No company is forever. Look at the auto industry, for example.
or look at the Personal Computer Industry when it first came out..
So, I take it that you are in agreement with the saying that "money is the root of all evil" and that Walmart is evil, at least partly because of that?
Funny you should mention A&P. I was involved with some of their desperation financing a few years back. Hard to imagine that A&P used to be the biggest grocery chain in the US at one time.
They started going downhill when their management in the 50's decided against expanding their stores to also sell non-grocery items (such as lightbulbs and cleaning supplies). By the time they realized their mistake, it was too late.
I'm certainly not advocating them.
I left Vermont right as Wal-Mart's last push for the Williston store began. I was kinda hoping it wouldn't fly, but if there's a market for it, so be it. I figured if people really didn't want it there, they would drive it out of business by not shopping there!
I don't know if it was a direct casualty, but I noticed on a visit a couple years ago that the Woolworth's in downtown Burlington closed. Something about the "five & dime" mystique and the lunch counter I found very comforting in an Americana way.
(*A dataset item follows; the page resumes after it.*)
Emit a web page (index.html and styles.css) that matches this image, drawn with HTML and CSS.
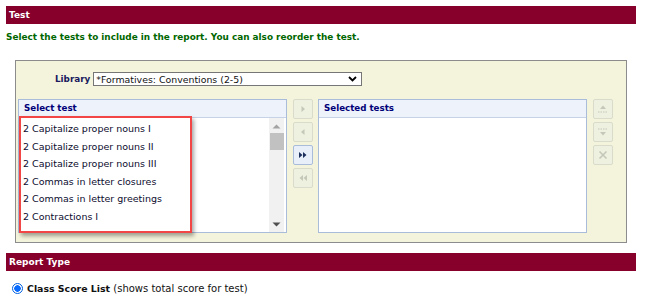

I can't believe you wrote that without a sarcasm tag.
This sums it up pretty well. Other stores can still compete effectively with Wal-Mart, by not taking them head-on. WM really doesn't have a huge selection in any particular area. They just have a lot of areas, and ensure low prices in those areas. If a competing store just specializes a little, catering to the more specific needs/tastes of local customers, for example, they will get business.